Several courts have addressed the constitutional validity of the legislative enactments abolishing the defense of diminished capacity (specifically, sections 22, 28 and 29), and found no due process violation. (See, e.g., People v. Saille (1991) 54 Cal.3d 1103, 1116, 2 Cal.Rptr.2d 364, 820 P.2d 588; People v. Whitler (1985) 171 Cal.App.3d 337, 340-341, 214 Cal.Rptr. 610; People v. Lynn (1984) 159 Cal.App.3d 715, 732-733, 206 Cal.Rptr. 181; People v. Jackson (1984) 152 Cal.App.3d 961, 967-970, 199 Cal.Rptr. 848.) It is informative to review the basis for such a finding.
The Legislature's most recent amendment to section 22 is closely analogous to its abrogation of the defense of diminished capacity. We therefore find the reasoning of Lynn applicable here. The 1995 amendment to section 22 results from a legislative determination that, for reasons of public policy, evidence of voluntary intoxication to negate culpability shall be strictly limited. We find nothing in the enactment that deprives a defendant of the ability to present a defense or relieves the People of their burden to prove every element of the crime charged beyond a reasonable doubt, including, in this case, knowledge.

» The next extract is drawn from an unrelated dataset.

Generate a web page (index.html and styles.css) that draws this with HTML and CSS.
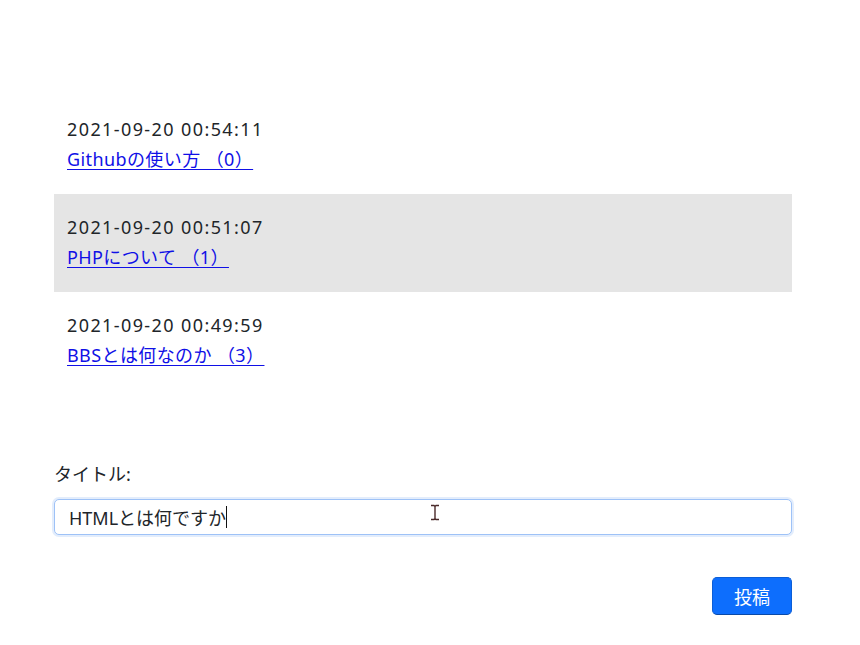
FILE: index.html
```html
<!DOCTYPE html>
<html lang="ja">
<head>
<meta charset="utf-8">
<title>BBS</title>
<link rel="stylesheet" href="styles.css">
</head>
<body>
<main class="page">
  <ul class="threads">
    <li class="thread">
      <div class="date">2021-09-20 00:54:11</div>
      <a class="title" href="#">Githubの使い方 （0） </a>
    </li>
    <li class="thread thread-alt">
      <div class="date">2021-09-20 00:51:07</div>
      <a class="title" href="#">PHPについて （1） </a>
    </li>
    <li class="thread">
      <div class="date">2021-09-20 00:49:59</div>
      <a class="title" href="#">BBSとは何なのか （3） </a>
    </li>
  </ul>
  <form class="post-form">
    <label class="label" for="title">タイトル:</label>
    <div class="field">
      <input class="input" id="title" type="text" value="HTMLとは何ですか"><span class="caret-wrap"><span class="caret-text">HTMLとは何ですか</span><span class="caret"></span></span>
      <svg class="ibeam" width="10" height="17" viewBox="0 0 10 17"><path d="M1 1.5h3l1 1 1-1h3M5 2.5v12M1 15.5h3l1-1 1 1h3" fill="none" stroke="#4a2a2a" stroke-width="1.4"/></svg>
    </div>
    <div class="actions">
      <button class="btn" type="button">投稿</button>
    </div>
  </form>
</main>
</body>
</html>
```
FILE: styles.css
```css
html, body {
  margin: 0;
  padding: 0;
  background: #fff;
}
body {
  font-family: "Noto Sans", "Noto Sans CJK JP", sans-serif;
  font-size: 18px;
  color: #212529;
}
.page {
  width: 738px;
  margin-left: 54px;
  padding-top: 96px;
}
.threads {
  list-style: none;
  margin: 0;
  padding: 0;
}
.thread {
  height: 98px;
  box-sizing: border-box;
  padding: 18px 13px 0;
  line-height: 30px;
}
.thread-alt {
  background: #e5e5e5;
}
.date {
  letter-spacing: 1.4px;
}
.title {
  color: #1010e6;
  text-decoration: underline;
  text-underline-offset: 3px;
  letter-spacing: 0.4px;
}
.post-form {
  margin-top: 69px;
}
.label {
  display: block;
  line-height: 30px;
}
.field {
  position: relative;
  margin-top: 10px;
}
.input {
  display: block;
  box-sizing: border-box;
  width: 100%;
  height: 36px;
  padding: 0 14px;
  font: inherit;
  font-size: 18px;
  color: #212529;
  border: 1px solid #9ec2f7;
  border-radius: 5px;
  box-shadow: 0 0 0 2px #e3edfc;
  outline: none;
  background: #fff;
}
.caret-wrap {
  position: absolute;
  left: 15px;
  top: 0;
  height: 36px;
  display: flex;
  align-items: center;
  pointer-events: none;
}
.caret-text {
  visibility: hidden;
  font-size: 18px;
}
.caret {
  display: inline-block;
  width: 1px;
  height: 22px;
  background: #111;
}
.ibeam {
  position: absolute;
  left: 376px;
  top: 5px;
}
.actions {
  display: flex;
  justify-content: flex-end;
  margin-top: 42px;
}
.btn {
  font: inherit;
  font-size: 18px;
  color: #fff;
  background: #0d6efd;
  border: 1px solid #0b5ed7;
  border-bottom-color: #0a4aa8;
  border-radius: 5px;
  width: 80px;
  height: 38px;
  padding: 0;
  cursor: pointer;
}
```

Accordingly, we find no due process violation. Thus, the court did not err in instructing the jury with CALJIC No. 4.20, rather than CALJIC No. 4.21.
III.-V.***
DISPOSITION
The conviction of gross vehicular manslaughter while intoxicated is reversed. In all other respects, the judgment is affirmed. The trial court shall prepare an amended abstract of judgment and forward a certified copy to the Department of Corrections.
DIBIASO, Acting P.J., and THAXTER, J., concur.